Brazil vs South Korea: Two Refugee Systems, Same Hidden Problem

Brazil vs South Korea: Two Refugee Systems, Same Hidden Problem

When people imagine refugee life in South Korea, they picture modern facilities, clean housing, organized systems, and efficiency.

When they imagine refugee life in Brazil, they imagine struggle, improvisation, and overcrowded urban life.

Having lived as refugees in both places, our family discovered something surprising:

One system looks better. The other feels more human.
But both leave refugees stuck in the same place — unable to truly integrate into society.

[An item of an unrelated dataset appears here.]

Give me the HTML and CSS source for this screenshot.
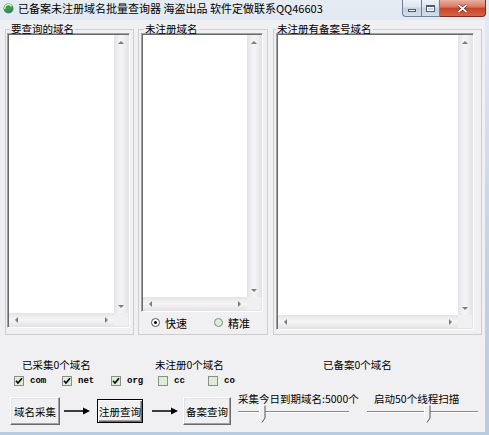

Sher’s Experience on Jeju Island With Yemeni Refugees

On Jeju Island, Sher witnessed many Yemeni and Middle Eastern refugees who arrived during the 2018 crisis.

They were placed in:

  • Clean facilities
  • Structured housing
  • Organized support environments

But they were also trapped.

Refugees were not allowed to travel to mainland Korea to seek work opportunities in cities like Seoul.

This created a dangerous situation:

They could only work for local Jeju businesses.

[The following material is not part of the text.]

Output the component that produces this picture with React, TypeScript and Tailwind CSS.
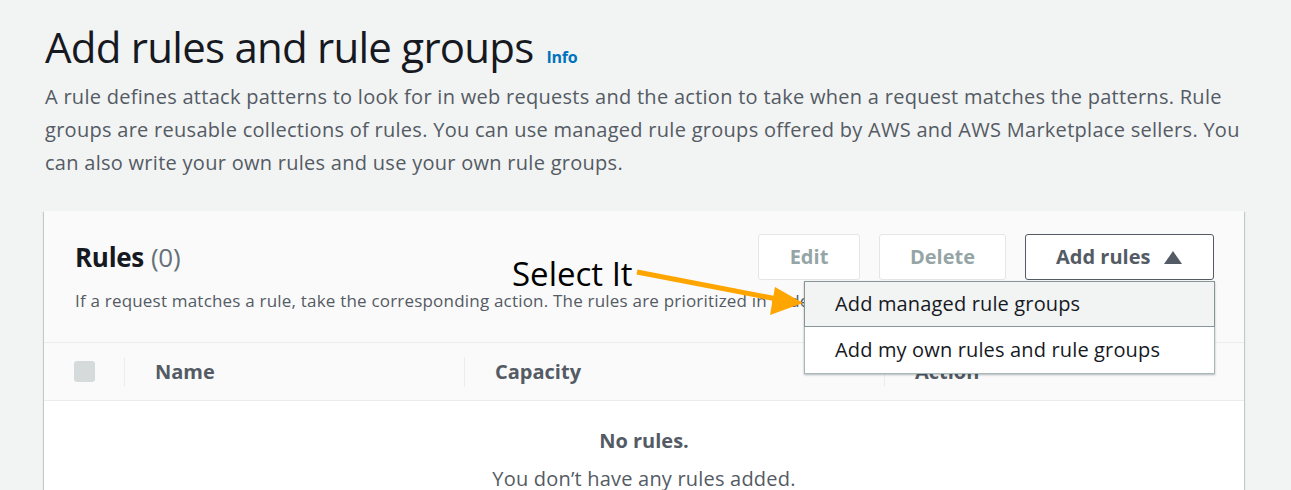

And local businesses knew this.

Exploitation Becomes Easy When Movement Is Restricted

Many refugees worked:

  • Extremely long hours
  • For very low pay
  • With no real ability to leave or seek better opportunities

Even if exploitation might also happen in Seoul, at least there would be options.

On Jeju, there were none.

The system was clean, modern, and suffocating.

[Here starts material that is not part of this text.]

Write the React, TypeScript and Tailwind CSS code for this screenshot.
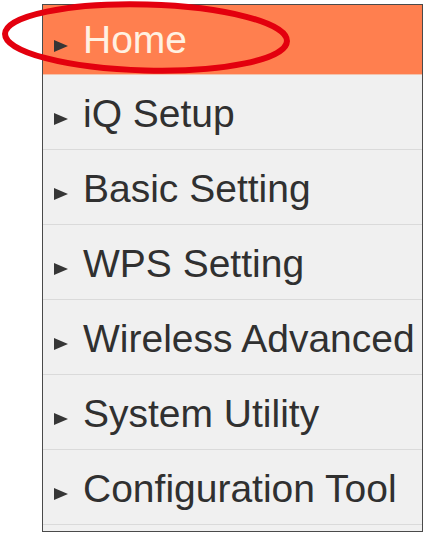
const items = [
  'Home',
  'iQ Setup',
  'Basic Setting',
  'WPS Setting',
  'Wireless Advanced',
  'System Utility',
  'Configuration Tool',
];

function Arrow() {
  return (
    <svg width="16" height="14" viewBox="0 0 16 14" className="mt-3 shrink-0">
      <polygon points="1,1 15,7 1,13" fill="#363636" />
    </svg>
  );
}

export default function App() {
  return (
    <div
      className="relative w-[423px] h-[534px] bg-white overflow-hidden"
      style={{ fontFamily: '"Liberation Sans", Arial, sans-serif' }}
    >
      <nav className="mt-[4px] ml-[42px] w-[381px] border border-[#4a4a4a] bg-[#f0f0f0] pb-[6px]">
        {items.map((label, i) => {
          const active = i === 0;
          return (
            <div
              key={label}
              className={
                active
                  ? 'flex items-center h-[70px] pl-[10px] gap-[14px] bg-[#ff7f4f] border-b border-[#f3c3ad]'
                  : 'flex items-center h-[75px] pl-[10px] gap-[14px] border-b border-[#dadada] pt-[2px]'
              }
            >
              <Arrow />
              <span
                className={
                  active
                    ? 'text-[39px] leading-none text-[#fff1e2] whitespace-nowrap'
                    : 'text-[39px] leading-none text-[#303030] whitespace-nowrap'
                }
              >
                {label}
              </span>
            </div>
          );
        })}
      </nav>

      {/* hand-drawn highlight ring around the active entry */}
      <svg
        className="absolute left-0 top-0 pointer-events-none"
        width="300"
        height="80"
        viewBox="0 0 300 80"
      >
        <ellipse
          cx="146"
          cy="37.5"
          rx="141"
          ry="33"
          fill="none"
          stroke="#e3000e"
          strokeWidth="6"
          transform="rotate(1.5 146 37.5)"
        />
      </svg>
    </div>
  );
}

Brazil: Harder Conditions, More Human Space

In São Paulo, our family faced:

  • Overcrowding
  • Unsanitary environments
  • Social pressure

But there was something Korea did not provide:

Human agencies that cared about family life, not just shelter.

Organizations like Caritas Arquidiocesana de São Paulo helped our family access a SESC São Paulo card.

That one card changed our quality of life.

With it, we could access:

  • Swimming facilities
  • Children’s play rooms
  • Sports courts
  • Gym facilities
  • Free Wi-Fi
  • Safe recreational spaces for families

And most importantly:

We were not pressured to immediately accept exploitative work just to survive.

Some agencies even provided three solid meals per day, giving families breathing room to think, plan, and recover.

The Same Core Problem in Both Countries

Despite their differences, both countries shared the same hidden flaw:

There was no clear pathway from refugee → integrated citizen.

In Korea, refugees were physically clean but socially trapped.

In Brazil, refugees were socially freer but environmentally strained.

In both places, refugees were left to figure out life alone after initial support.

What Integration Should Actually Mean

Real integration would include:

  • Freedom of movement
  • Protection from exploitative labor
  • Access to recreation and family spaces
  • A pathway to independence, not just survival

Brazil accidentally gets some of this right through human-centered agencies.

Korea gets infrastructure right but restricts freedom.

Both miss the final step: dignified independence.


FAQ

Are refugee facilities better in South Korea than Brazil?
Yes, facilities are generally more modern and organized, but refugees may face movement restrictions and labor exploitation.

What advantage did Brazil offer refugees?
Access to supportive agencies, family recreation spaces through SESC, and less pressure into immediate exploitative labor.

What problem exists in both systems?
A lack of a structured pathway for refugees to become independent, integrated contributors to society.